Nine in ten Nottinghamshire schools still contain potentially lethal asbestos

Nine in ten schools in Nottinghamshire still contain asbestos – and nearly £200,000 in damages has been paid to employees who have been exposed to it in the past.

Around 88 per cent of schools, out of the 252 on Nottinghamshire County Council’s books, are asbestos registered.

A Freedom of Information request, submitted by Notts TV News, shows that, since April 2010, £196,907 has been paid to two out of a total of four claimants.

Two claimants developed asbestos-related diseases as a result of exposure to asbestos during their employment at unnamed schools in the past.

Three claimants were teachers, the other was a caretaker, and all said they had been exposed to dangerous asbestos fibres in the air.

No pupils, past or present, are known to have ever been affected by exposure to asbestos in schools.

Asbestos can be found in buildings made or refurbished before the year 2000; it was banned from being used as a construction material in 1999.

Mesothelioma is a cancer and can result from low-level exposure to asbestos – it still has no cure, and asbestos still kills around 5,000 workers each year.

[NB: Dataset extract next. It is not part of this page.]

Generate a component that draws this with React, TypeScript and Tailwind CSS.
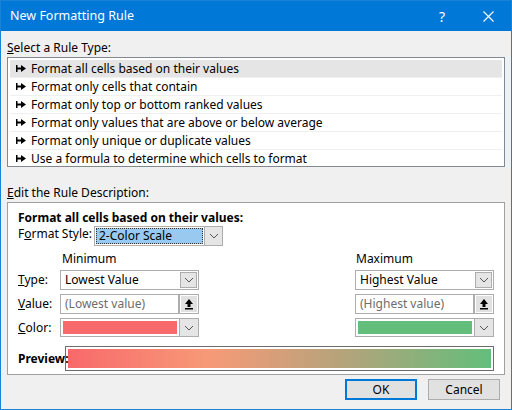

When materials containing asbestos are disturbed or damaged, fibres are released into the air, becoming dangerous. When these fibres are inhaled they can cause serious medical conditions, such as cancer – some of which take a long time to develop.

Joanne Gordon, co-ordinator of Derbyshire Asbestos Support, an organisation which works to help people affected by asbestos-related diseases in Derbyshire, Nottinghamshire, Leicestershire, Northamptonshire and Lincolnshire, described the number of schools with asbestos present as “high”.

She said:

“We are seeing people who are being diagnosed with Mesothelioma regularly. We have had a percentage of people who have been teachers that have been diagnosed with Mesothelioma. It’s something we’re concerned about.”

Our concern is that schools are environments where asbestos could be an issue regularly because children might knock against it, kick a ball against it.”

The council, meanwhile, said it takes the management of asbestos “very seriously”.

The council has a Local Asbestos Management Plan (LAMP) which covers 504 sites, including the 222 schools on the asbestos register. The plan sets out how each site is managed safely by those responsible.

In a statement, the council said:

“In schools, that responsibility lies with the head teacher. The LAMP covers issues such as communication, training, monitoring and record keeping, managing contractors, and dealing with emergencies.

The asbestos registers are maintained by yearly inspections carried out by directly employed specialist surveyors. During their visit, they carry out an audit of the LAMP to check that it is in place and being implemented.”

The figures released under the request do not include Nottingham city schools, which are kept on a separate register.

According to the Derbyshire Asbestos Support Team, more money has been paid out in damages to people affected by asbestos in Derbyshire schools than those in Nottinghamshire – but that, as a whole, there is more asbestos across Nottinghamshire than Derbyshire.

Gordon said asbestos can be found in classrooms, corridors, gyms, halls and around windows and boilers.

The support group recently developed an interactive function where asbestos may be found in schools to raise awareness for teachers and school staff.